Data-driven globalized distributionally robust multi-period location-routing-scheduling model for waste-to-energy supply chain under emissions ambiguity

The intensification of global energy shortages and continuous expansion of municipal solid waste require effectively optimizing the waste-to-energy supply chain (WtESC). When the distribution information of uncertain parameters is partially known, WtESC often faces complex and ambiguous challenges. To address this, we construct data-driven inner and outer ambiguity sets based on real data and utilize globalized distributionally robust (GDR) optimization framework to handle uncertainty. Compared with classical distributionally robust optimization, it allows for controllable violations of constraints in the outer ambiguity set. A data-driven globalized distributionally robust WtESC (GDR-WtESC) model is developed, and transformed into an equivalent mixed integer linear programming model according to duality theory.
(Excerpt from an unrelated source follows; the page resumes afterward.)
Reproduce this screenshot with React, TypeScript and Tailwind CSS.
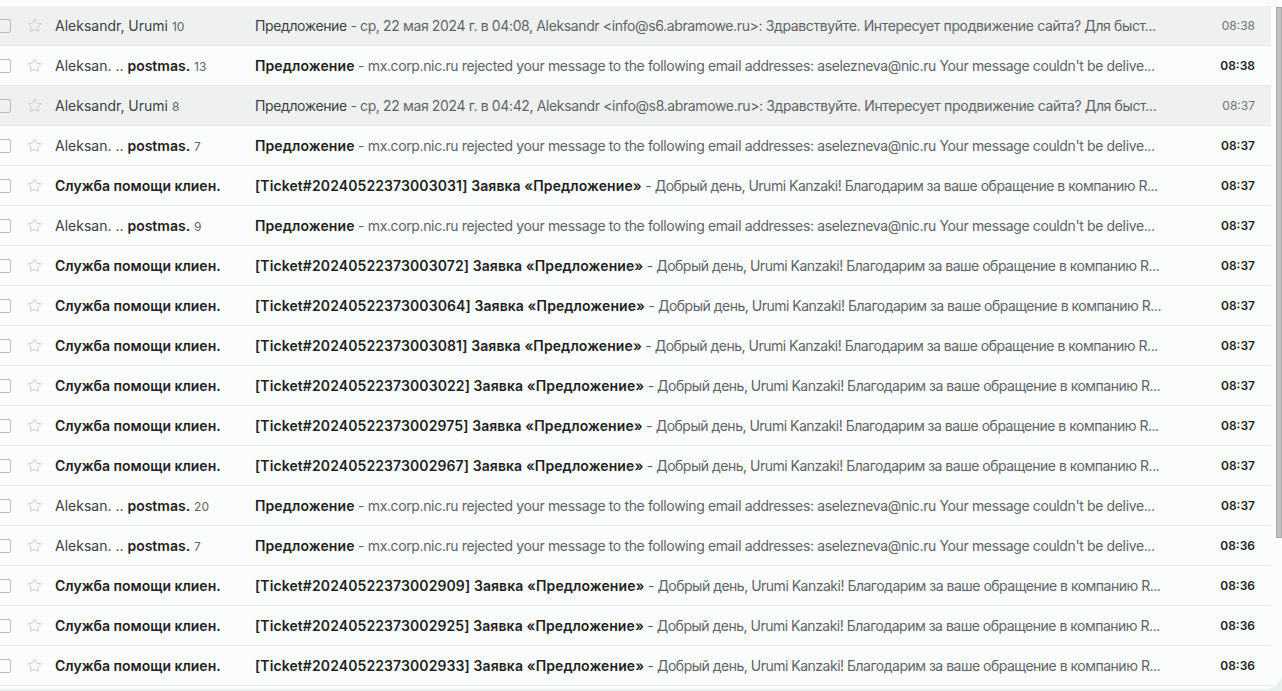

The computational results of real case indicate that $\left(i\right)$ There is a conflict between economic and environmental objectives, and decision-makers can prioritize them based on their own preferences. $\left(ii\right)$ The tolerance level for constraint violation has a positive impact on the total cost. Specifically, the increase of tolerance level from 0.1 to 0.9 can reduce the optimal cost by 1.07%. $\left(iii\right)$ The optimal decision of GDR-WtESC model has strong stability and high quality. Compared with the sample average approximation (SAA) model, the variance of the objective value in out of sample experiments decreases by 88.28% on average, and the average cost decreases by 0.55%. The SAA method can address the uncertainty, but cannot handle constraint violations in realistic. Thus, for decision makers who are sensitive to distributional ambiguity, the GDR method is recommended for WtESC problem, because it enhances the robustness and reduces conservatism.